We need have no anxiety concerning the influence of such a scheme; from its own incoherence it enfolds its intellectual death-warrant in its very form.
But the philosophy of Spencer is of another order. It is a philosophy that scorns the idealism of Berkeley, and that with the fervour of conviction, indignantly repudiates ‘Materialism.’ He contends for the equal and independent reality of self and not-self, of subject and object, of mind and matter. He affirms that the ‘co-existence of subject and object is a deliverance of consciousness.... and is a truth transcending all others in certainty.’[4] Yet, in the progress of the philosophy, we discover that from matter in motion, and nothing else, the whole universe is supposed to arise; life emerges; and mind, in its most transcendent forms comes forth. And it is this fallacy pervading the philosophy that is the essence of its power. Repudiating ‘Materialism’ as philosophically untenable, it yet exists as a philosophy to endeavour to show that mind is an outcome of matter.

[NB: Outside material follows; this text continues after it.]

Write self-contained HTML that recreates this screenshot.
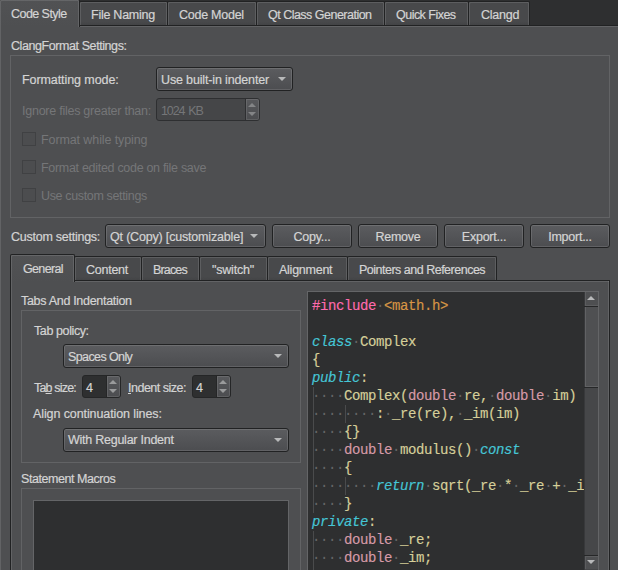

Look at the problem it sets for solution. ‘Philosophy,’ says Spencer, ‘is completely unified knowledge;’ and adds, ‘... a philosophy stands self-convicted of inadequacy, if it does not formulate the whole series of changes passed through by every existence.... If it begins its explanations with existences that already have concrete forms ... then manifestly they had preceding histories ... of which no account is given. And as such preceding ... histories are subjects of possible knowledge, a philosophy which says nothing about them falls short of the required unification.’[5]
Then, on the very terms of the philosophy, we are to contemplate ‘the beginning’ with absolutely nothing anterior or unaccounted for. There must be no ‘concrete forms,’ no ‘preceding histories,’ to be encountered.
Now observe, it is clearly recognised in this philosophy that the ultimate nature of all that constitutes the universe is infinitely beyond the reach of the human mind; that in their final nature time, space, matter, motion, rest, the transfer of motion, the exercise of force, the nature and operation of consciousness and thought, are all equally, that is, infinitely, inscrutable. Knowledge is inexorably limited to, and co-extensive with, phenomena; yet from these phenomena alone we are to obtain exhaustive accounts of their own origin and existence, in spite of the admitted inscrutable mysteries of which they are the manifestations.
If we can obtain so complete a knowledge of matter and motion, by a scientific study of them, as will enable us, with that knowledge alone, to explain their origin and account for the sequences they involve, then there is no more mystery. There are no ‘ultimates’ to explain. Our knowledge covers all that is, in space and time. The ‘Absolute’ itself is a meaningless superfluity, and the mysterious ‘power’ that is philosophically invoked can have no true place, for all is explicable without it.